#### Your objective
The material below should be written out in full and exactly; pictures stay out of the copy.

#### Source data
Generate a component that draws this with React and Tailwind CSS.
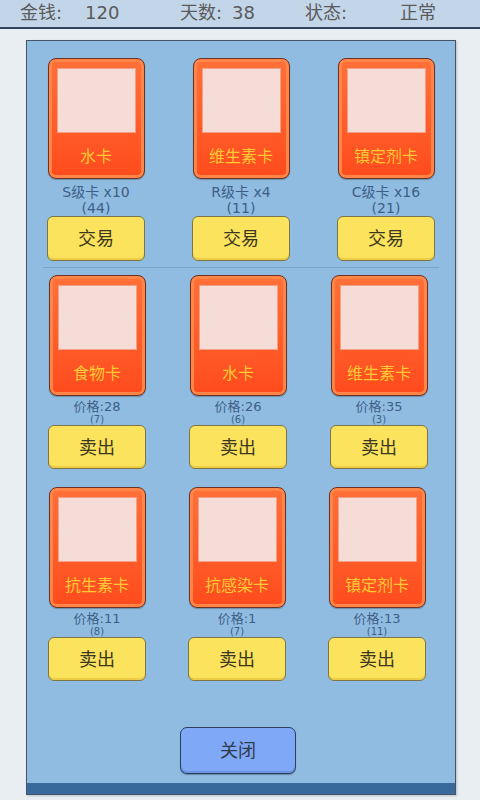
// 卡牌交易面板 — 顶部状态栏 + 交易/出售网格 + 关闭按钮
import React from 'react'

const FONT = { fontFamily: '"DejaVu Sans", "Noto Sans CJK SC", sans-serif' }

const tradeCards = [
  { name: '水卡', grade: 'S级卡 x10', count: 44 },
  { name: '维生素卡', grade: 'R级卡 x4', count: 11 },
  { name: '镇定剂卡', grade: 'C级卡 x16', count: 21 },
]

const sellRows = [
  {
    gap: 'gap-[43px]',
    items: [
      { name: '食物卡', price: 28, count: 7 },
      { name: '水卡', price: 26, count: 6 },
      { name: '维生素卡', price: 35, count: 3 },
    ],
  },
  {
    gap: 'gap-[42px]',
    items: [
      { name: '抗生素卡', price: 11, count: 8 },
      { name: '抗感染卡', price: 1, count: 7 },
      { name: '镇定剂卡', price: 13, count: 11 },
    ],
  },
]

function Card({ name }) {
  return (
    <div className="w-[97px] h-[121px] rounded-[8px] border border-[#6e3320] bg-gradient-to-b from-[#ff7038] to-[#ff4a1c] shadow-[inset_0_0_0_3px_#ff8548,0_1px_1px_rgba(0,0,0,0.25)] flex flex-col items-center pt-[10px]">
      <div className="w-[77px] h-[63px] bg-[#f5dcd6] shadow-[0_0_0_1px_#f2a184]" />
      <div className="mt-[15px] text-[16px] leading-[19px] text-[#ffc936]">{name}</div>
    </div>
  )
}

function YellowButton({ children, h }) {
  return (
    <button
      type="button"
      className={`w-[98px] ${h} rounded-[6px] border border-[#7d7448] bg-[#fbe35d] shadow-[inset_0_-2px_0_#eccd45] text-[18px] text-[#3b3720] flex items-center justify-center`}
    >
      {children}
    </button>
  )
}

function StatusBar() {
  return (
    <div className="h-[29px] bg-[#c3d6e9] border-b-2 border-[#2f435a] relative text-[18px] leading-[26px] text-[#5a5a5a]">
      <span className="absolute left-[20px] top-0">金钱:</span>
      <span className="absolute left-[85px] top-0">120</span>
      <span className="absolute left-[180px] top-0">天数:</span>
      <span className="absolute left-[232px] top-0">38</span>
      <span className="absolute left-[305px] top-0">状态:</span>
      <span className="absolute left-[400px] top-0">正常</span>
    </div>
  )
}

export default function App() {
  return (
    <div className="w-[480px] h-[800px] bg-[#e9eef3] overflow-hidden" style={FONT}>
      <StatusBar />
      <div className="ml-[26px] mt-[11px] w-[430px] h-[755px] border border-[#44546a] bg-[#90bce2] shadow-[1px_1px_2px_rgba(0,0,0,0.2)] flex flex-col">
        {/* 交易区 */}
        <div className="flex gap-[47px] pl-[20px] pt-[17px]">
          {tradeCards.map((c) => (
            <div key={c.name} className="w-[98px] flex flex-col items-center">
              <Card name={c.name} />
              <div className="mt-[5px] text-[14px] leading-[16px] text-[#3d5f86] text-center">
                <div>{c.grade}</div>
                <div>({c.count})</div>
              </div>
              <YellowButton h="h-[45px]">交易</YellowButton>
            </div>
          ))}
        </div>
        <div className="mx-[16px] mt-[6px] h-px bg-[#7aa3c8]" />

        {/* 出售区 */}
        {sellRows.map((row, ri) => (
          <div key={ri} className={`flex ${row.gap} pl-[21px] ${ri === 0 ? 'pt-[7px]' : 'pt-[18px]'}`}>
            {row.items.map((c) => (
              <div key={c.name} className="w-[98px] flex flex-col items-center">
                <Card name={c.name} />
                <div className="mt-[3px] text-center text-[#3d5f86]">
                  <div className="text-[13px] leading-[15px]">价格:{c.price}</div>
                  <div className="text-[10px] leading-[11px]">({c.count})</div>
                </div>
                <YellowButton h="h-[44px]">卖出</YellowButton>
              </div>
            ))}
          </div>
        ))}

        <div className="flex-1 flex items-start justify-center pt-[46px] pr-[6px]">
          <button
            type="button"
            className="w-[116px] h-[47px] rounded-[7px] border border-[#2d3f5e] bg-[#7fa9f7] shadow-[inset_0_-2px_0_#6c95e4,0_1px_1px_rgba(0,0,0,0.3)] text-[18px] text-[#2f3a4c]"
          >
            关闭
          </button>
        </div>
        <div className="h-[11px] bg-[#386a9c]" />
      </div>
    </div>
  )
}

#### Expected output
Generate a component that draws this with React and Tailwind CSS.
// 卡牌交易面板 — 顶部状态栏 + 交易/出售网格 + 关闭按钮
import React from 'react'

const FONT = { fontFamily: '"DejaVu Sans", "Noto Sans CJK SC", sans-serif' }

const tradeCards = [
  { name: '水卡', grade: 'S级卡 x10', count: 44 },
  { name: '维生素卡', grade: 'R级卡 x4', count: 11 },
  { name: '镇定剂卡', grade: 'C级卡 x16', count: 21 },
]

const sellRows = [
  {
    gap: 'gap-[43px]',
    items: [
      { name: '食物卡', price: 28, count: 7 },
      { name: '水卡', price: 26, count: 6 },
      { name: '维生素卡', price: 35, count: 3 },
    ],
  },
  {
    gap: 'gap-[42px]',
    items: [
      { name: '抗生素卡', price: 11, count: 8 },
      { name: '抗感染卡', price: 1, count: 7 },
      { name: '镇定剂卡', price: 13, count: 11 },
    ],
  },
]

function Card({ name }) {
  return (
    <div className="w-[97px] h-[121px] rounded-[8px] border border-[#6e3320] bg-gradient-to-b from-[#ff7038] to-[#ff4a1c] shadow-[inset_0_0_0_3px_#ff8548,0_1px_1px_rgba(0,0,0,0.25)] flex flex-col items-center pt-[10px]">
      <div className="w-[77px] h-[63px] bg-[#f5dcd6] shadow-[0_0_0_1px_#f2a184]" />
      <div className="mt-[15px] text-[16px] leading-[19px] text-[#ffc936]">{name}</div>
    </div>
  )
}

function YellowButton({ children, h }) {
  return (
    <button
      type="button"
      className={`w-[98px] ${h} rounded-[6px] border border-[#7d7448] bg-[#fbe35d] shadow-[inset_0_-2px_0_#eccd45] text-[18px] text-[#3b3720] flex items-center justify-center`}
    >
      {children}
    </button>
  )
}

function StatusBar() {
  return (
    <div className="h-[29px] bg-[#c3d6e9] border-b-2 border-[#2f435a] relative text-[18px] leading-[26px] text-[#5a5a5a]">
      <span className="absolute left-[20px] top-0">金钱:</span>
      <span className="absolute left-[85px] top-0">120</span>
      <span className="absolute left-[180px] top-0">天数:</span>
      <span className="absolute left-[232px] top-0">38</span>
      <span className="absolute left-[305px] top-0">状态:</span>
      <span className="absolute left-[400px] top-0">正常</span>
    </div>
  )
}

export default function App() {
  return (
    <div className="w-[480px] h-[800px] bg-[#e9eef3] overflow-hidden" style={FONT}>
      <StatusBar />
      <div className="ml-[26px] mt-[11px] w-[430px] h-[755px] border border-[#44546a] bg-[#90bce2] shadow-[1px_1px_2px_rgba(0,0,0,0.2)] flex flex-col">
        {/* 交易区 */}
        <div className="flex gap-[47px] pl-[20px] pt-[17px]">
          {tradeCards.map((c) => (
            <div key={c.name} className="w-[98px] flex flex-col items-center">
              <Card name={c.name} />
              <div className="mt-[5px] text-[14px] leading-[16px] text-[#3d5f86] text-center">
                <div>{c.grade}</div>
                <div>({c.count})</div>
              </div>
              <YellowButton h="h-[45px]">交易</YellowButton>
            </div>
          ))}
        </div>
        <div className="mx-[16px] mt-[6px] h-px bg-[#7aa3c8]" />

        {/* 出售区 */}
        {sellRows.map((row, ri) => (
          <div key={ri} className={`flex ${row.gap} pl-[21px] ${ri === 0 ? 'pt-[7px]' : 'pt-[18px]'}`}>
            {row.items.map((c) => (
              <div key={c.name} className="w-[98px] flex flex-col items-center">
                <Card name={c.name} />
                <div className="mt-[3px] text-center text-[#3d5f86]">
                  <div className="text-[13px] leading-[15px]">价格:{c.price}</div>
                  <div className="text-[10px] leading-[11px]">({c.count})</div>
                </div>
                <YellowButton h="h-[44px]">卖出</YellowButton>
              </div>
            ))}
          </div>
        ))}

        <div className="flex-1 flex items-start justify-center pt-[46px] pr-[6px]">
          <button
            type="button"
            className="w-[116px] h-[47px] rounded-[7px] border border-[#2d3f5e] bg-[#7fa9f7] shadow-[inset_0_-2px_0_#6c95e4,0_1px_1px_rgba(0,0,0,0.3)] text-[18px] text-[#2f3a4c]"
          >
            关闭
          </button>
        </div>
        <div className="h-[11px] bg-[#386a9c]" />
      </div>
    </div>
  )
}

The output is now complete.